Languages: Spanish and French
Wyatt Leaf is a Ph.D. Candidate in Comparative Literature, specializing in Hispanic and French Literature with an expertise in Mexico and France during the 19th and 20th centuries. His interests include poetics, Avant-Garde poetry and narrative, Hispanic Modernism (Modernismo), Parnassianism and Decadence.

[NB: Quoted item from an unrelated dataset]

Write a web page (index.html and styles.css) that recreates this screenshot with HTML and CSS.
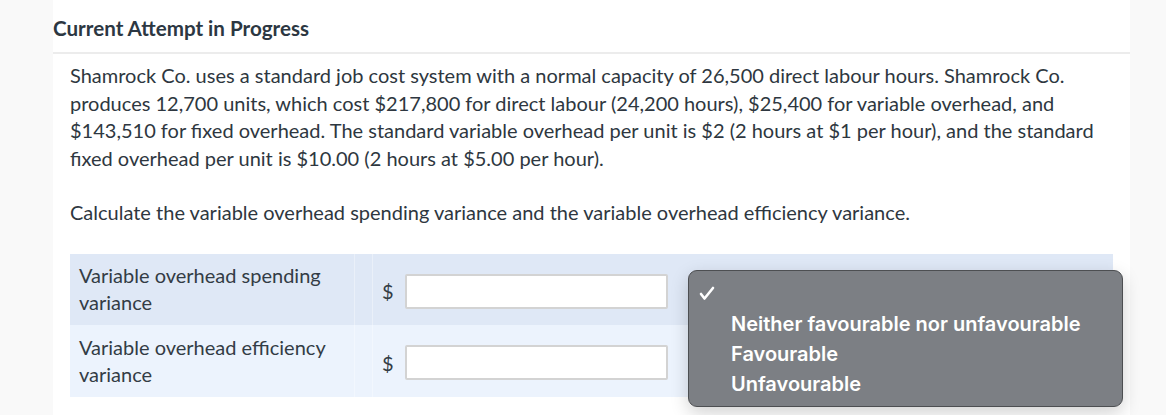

Leaf’s dissertation, Provincial Cosmopolitans & Reactionary Bohemians, examines the paradoxes of Mexican literary modernity at the turn of the 20th century and through the Mexican Revolution (1910-20). Focusing on poets such as Salvador Díaz Mirón, José Juan Tablada, Ramón del Valle-Inclán, and Porfirio Barba-Jacob, Leaf explores how Modernist and Avant-Garde poetics deal with tensions between the modern and the anti-modern, provincialism and cosmopolitanism, revolution and reaction. By incorporating foreign writers who found their voice in Mexico, this research positions Mexico as a hub of transnational literary creativity, open to outsiders and misfits who would leave behind a legacy of innovation, cosmopolitanism and rebellion in the poetic tradition.
In his article “La Revolución y la marihuana: Perspectivas de la modernidad mexicana,” published in Colegio de México's Otros Diálogos, Leaf discusses associations between marijuana and the Mexican Revolution in Avant-Garde literary and artistic spheres of the early 20th century. He has a forthcoming article on the intersections between French novelists Antoine de Saint-Exupéry and Albert Camus, to be published in Cahiers Saint-Exupéry 8 (2025). He is currently working on an article comparing narratives of disillusion in the work of Juan Rulfo and Louis-Ferdinand Céline.
Beyond research and literary criticism, Leaf has a passion for instruction, having taught both French and Spanish courses at Princeton. In 2022, he collaborated with the Nicaraguan novelist Sergio Ramírez (Visiting Professor) as an assistant in the courses Spanish Modernism and Literature and Politics in Latin America in the Department of Spanish and Portuguese.
Leaf originally hails from Central California, where he acquired his taste for language and literature. In 2020, he earned his Bachelor’s degree in French and Iberian & Latin American Cultures from Stanford, graduating with honors and distinction.